▶ Data provided:
## START

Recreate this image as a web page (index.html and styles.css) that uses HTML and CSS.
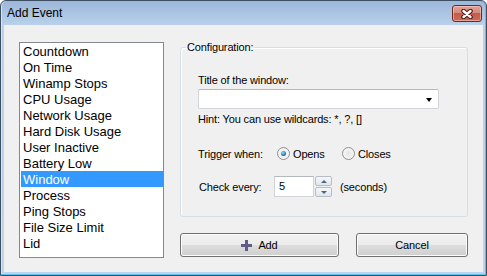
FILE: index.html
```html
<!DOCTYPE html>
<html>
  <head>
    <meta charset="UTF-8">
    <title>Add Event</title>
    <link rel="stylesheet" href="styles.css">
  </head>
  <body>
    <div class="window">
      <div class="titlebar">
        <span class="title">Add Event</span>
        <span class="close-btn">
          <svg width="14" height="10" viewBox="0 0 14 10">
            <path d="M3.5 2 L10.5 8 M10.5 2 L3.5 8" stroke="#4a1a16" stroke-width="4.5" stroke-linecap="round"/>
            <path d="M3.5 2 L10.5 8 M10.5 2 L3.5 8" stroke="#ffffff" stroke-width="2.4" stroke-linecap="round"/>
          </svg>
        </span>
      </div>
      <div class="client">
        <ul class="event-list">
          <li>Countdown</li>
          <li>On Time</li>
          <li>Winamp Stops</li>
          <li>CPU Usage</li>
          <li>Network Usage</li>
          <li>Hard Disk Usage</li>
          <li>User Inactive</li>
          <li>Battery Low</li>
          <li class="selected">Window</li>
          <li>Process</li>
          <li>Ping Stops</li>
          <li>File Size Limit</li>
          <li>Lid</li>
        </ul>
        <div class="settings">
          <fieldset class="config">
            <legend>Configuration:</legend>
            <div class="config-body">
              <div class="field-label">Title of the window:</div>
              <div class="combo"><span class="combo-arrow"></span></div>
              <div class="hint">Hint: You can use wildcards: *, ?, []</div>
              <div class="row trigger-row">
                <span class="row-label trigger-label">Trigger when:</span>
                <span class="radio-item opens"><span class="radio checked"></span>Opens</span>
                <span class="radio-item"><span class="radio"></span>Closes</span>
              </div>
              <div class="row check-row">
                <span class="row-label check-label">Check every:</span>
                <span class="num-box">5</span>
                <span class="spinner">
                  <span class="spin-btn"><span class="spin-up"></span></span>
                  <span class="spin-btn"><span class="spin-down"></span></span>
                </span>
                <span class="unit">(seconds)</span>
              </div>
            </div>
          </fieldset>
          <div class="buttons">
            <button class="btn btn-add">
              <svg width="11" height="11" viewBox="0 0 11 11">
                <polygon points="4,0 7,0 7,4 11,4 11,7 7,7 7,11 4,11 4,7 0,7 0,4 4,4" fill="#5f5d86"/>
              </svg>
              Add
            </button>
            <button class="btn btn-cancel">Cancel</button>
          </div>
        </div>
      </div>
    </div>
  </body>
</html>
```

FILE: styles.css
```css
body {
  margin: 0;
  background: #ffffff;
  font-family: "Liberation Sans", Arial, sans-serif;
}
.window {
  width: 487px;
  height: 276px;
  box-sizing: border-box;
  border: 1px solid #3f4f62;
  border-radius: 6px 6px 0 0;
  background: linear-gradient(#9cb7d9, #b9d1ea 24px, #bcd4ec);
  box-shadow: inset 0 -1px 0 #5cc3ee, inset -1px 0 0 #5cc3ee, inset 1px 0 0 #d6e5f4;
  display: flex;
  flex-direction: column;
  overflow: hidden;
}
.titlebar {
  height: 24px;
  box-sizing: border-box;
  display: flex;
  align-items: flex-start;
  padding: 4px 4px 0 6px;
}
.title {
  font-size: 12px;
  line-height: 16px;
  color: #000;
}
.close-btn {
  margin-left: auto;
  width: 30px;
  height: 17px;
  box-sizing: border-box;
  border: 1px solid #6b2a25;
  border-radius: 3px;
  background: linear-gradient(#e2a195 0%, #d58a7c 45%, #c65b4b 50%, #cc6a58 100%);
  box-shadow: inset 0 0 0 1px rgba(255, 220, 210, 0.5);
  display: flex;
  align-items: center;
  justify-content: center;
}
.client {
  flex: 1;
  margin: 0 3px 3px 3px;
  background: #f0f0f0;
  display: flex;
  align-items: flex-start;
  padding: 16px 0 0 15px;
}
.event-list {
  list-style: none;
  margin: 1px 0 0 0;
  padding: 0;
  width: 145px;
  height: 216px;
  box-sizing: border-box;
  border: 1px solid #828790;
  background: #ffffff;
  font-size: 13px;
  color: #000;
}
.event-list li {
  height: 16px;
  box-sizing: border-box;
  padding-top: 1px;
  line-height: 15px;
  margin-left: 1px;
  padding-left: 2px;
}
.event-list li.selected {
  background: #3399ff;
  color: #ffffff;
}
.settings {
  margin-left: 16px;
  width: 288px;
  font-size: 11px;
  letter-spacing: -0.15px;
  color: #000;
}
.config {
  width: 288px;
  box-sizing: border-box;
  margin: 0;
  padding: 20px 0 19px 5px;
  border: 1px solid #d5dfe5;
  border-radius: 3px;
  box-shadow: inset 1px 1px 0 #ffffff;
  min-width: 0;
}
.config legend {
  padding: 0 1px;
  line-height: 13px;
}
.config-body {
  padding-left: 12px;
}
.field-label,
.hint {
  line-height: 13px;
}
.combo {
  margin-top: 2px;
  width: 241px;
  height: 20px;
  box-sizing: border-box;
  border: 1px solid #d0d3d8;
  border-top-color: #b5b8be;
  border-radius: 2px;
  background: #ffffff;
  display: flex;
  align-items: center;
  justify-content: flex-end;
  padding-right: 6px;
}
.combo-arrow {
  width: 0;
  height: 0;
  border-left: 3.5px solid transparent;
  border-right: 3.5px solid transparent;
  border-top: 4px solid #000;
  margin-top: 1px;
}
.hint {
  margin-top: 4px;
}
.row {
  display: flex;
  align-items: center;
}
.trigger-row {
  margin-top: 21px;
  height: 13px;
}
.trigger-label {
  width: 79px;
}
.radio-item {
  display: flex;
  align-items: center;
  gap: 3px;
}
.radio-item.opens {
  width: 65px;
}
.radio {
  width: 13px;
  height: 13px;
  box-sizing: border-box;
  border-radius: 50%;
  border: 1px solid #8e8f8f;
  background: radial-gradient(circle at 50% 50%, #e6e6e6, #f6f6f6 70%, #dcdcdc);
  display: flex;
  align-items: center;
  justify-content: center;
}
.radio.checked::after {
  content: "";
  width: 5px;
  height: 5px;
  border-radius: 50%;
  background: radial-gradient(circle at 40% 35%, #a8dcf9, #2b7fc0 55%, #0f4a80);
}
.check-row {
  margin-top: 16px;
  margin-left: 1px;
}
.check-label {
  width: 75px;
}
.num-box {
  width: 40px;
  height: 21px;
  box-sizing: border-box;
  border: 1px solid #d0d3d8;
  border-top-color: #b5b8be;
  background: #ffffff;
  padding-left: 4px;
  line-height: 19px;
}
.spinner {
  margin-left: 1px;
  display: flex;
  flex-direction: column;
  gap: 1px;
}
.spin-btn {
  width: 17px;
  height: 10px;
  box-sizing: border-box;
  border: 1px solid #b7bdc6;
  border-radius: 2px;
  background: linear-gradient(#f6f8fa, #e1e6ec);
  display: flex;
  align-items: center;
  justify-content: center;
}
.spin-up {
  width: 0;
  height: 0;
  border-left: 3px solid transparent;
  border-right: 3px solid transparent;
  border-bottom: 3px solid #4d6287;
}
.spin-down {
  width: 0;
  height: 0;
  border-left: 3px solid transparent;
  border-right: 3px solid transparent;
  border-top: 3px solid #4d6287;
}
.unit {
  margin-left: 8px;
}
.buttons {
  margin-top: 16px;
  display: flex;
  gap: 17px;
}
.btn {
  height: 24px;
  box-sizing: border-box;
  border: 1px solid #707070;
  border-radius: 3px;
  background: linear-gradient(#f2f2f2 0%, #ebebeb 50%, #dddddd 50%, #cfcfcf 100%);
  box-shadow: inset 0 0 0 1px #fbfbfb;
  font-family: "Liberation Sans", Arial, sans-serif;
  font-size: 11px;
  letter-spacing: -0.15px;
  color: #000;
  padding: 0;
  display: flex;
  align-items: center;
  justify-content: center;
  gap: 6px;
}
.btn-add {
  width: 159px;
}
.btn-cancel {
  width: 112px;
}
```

## END
## START

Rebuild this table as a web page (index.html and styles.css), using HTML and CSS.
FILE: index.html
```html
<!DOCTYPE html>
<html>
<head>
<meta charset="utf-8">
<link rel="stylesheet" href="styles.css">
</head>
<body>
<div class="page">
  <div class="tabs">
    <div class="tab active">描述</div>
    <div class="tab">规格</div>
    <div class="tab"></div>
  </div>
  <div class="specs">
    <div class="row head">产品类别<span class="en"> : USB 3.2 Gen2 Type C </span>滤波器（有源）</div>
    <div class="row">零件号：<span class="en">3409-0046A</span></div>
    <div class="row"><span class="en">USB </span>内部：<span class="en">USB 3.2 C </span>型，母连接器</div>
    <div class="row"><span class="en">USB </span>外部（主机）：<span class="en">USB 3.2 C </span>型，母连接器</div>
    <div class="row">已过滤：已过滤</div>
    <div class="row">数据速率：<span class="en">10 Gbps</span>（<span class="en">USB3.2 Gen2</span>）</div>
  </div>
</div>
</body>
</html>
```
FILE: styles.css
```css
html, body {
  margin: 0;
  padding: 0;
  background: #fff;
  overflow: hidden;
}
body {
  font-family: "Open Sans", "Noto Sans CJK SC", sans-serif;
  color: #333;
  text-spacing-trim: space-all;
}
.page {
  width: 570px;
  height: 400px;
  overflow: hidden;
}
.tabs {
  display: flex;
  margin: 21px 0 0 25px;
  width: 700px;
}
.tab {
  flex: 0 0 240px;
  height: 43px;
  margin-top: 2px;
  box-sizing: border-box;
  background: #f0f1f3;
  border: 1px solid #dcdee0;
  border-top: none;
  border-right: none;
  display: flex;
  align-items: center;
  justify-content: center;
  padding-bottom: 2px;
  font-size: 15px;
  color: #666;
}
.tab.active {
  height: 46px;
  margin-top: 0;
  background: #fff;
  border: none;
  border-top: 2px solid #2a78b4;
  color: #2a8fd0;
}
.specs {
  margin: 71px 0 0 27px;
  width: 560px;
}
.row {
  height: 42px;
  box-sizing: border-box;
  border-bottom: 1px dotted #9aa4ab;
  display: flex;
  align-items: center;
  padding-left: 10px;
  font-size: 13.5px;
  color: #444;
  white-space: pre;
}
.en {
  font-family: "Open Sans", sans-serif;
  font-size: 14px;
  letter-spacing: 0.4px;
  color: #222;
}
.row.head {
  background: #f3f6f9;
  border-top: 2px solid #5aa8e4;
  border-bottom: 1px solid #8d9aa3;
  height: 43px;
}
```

## END
## START

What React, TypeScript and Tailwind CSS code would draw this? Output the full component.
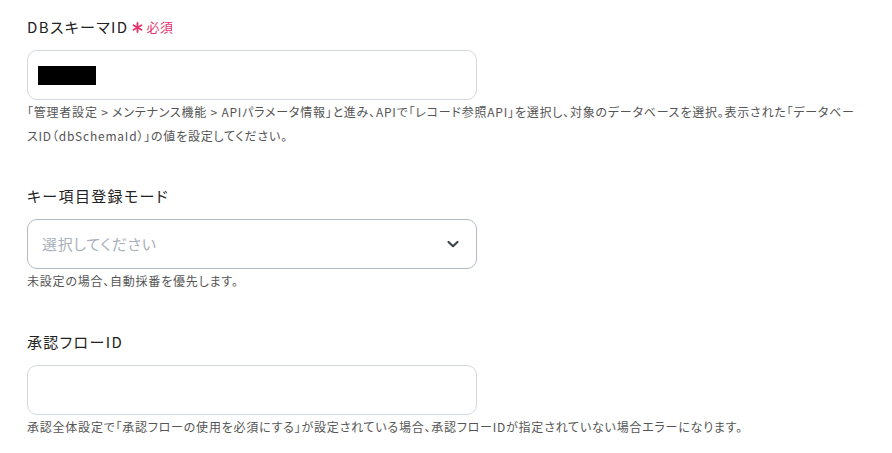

## END

▶ What you need to do: From the listing above, collect every line that mentions the word "page".

▶ Answer to the task:
Recreate this image as a web page (index.html and styles.css) that uses HTML and CSS.
Rebuild this table as a web page (index.html and styles.css), using HTML and CSS.
<div class="page">
.page {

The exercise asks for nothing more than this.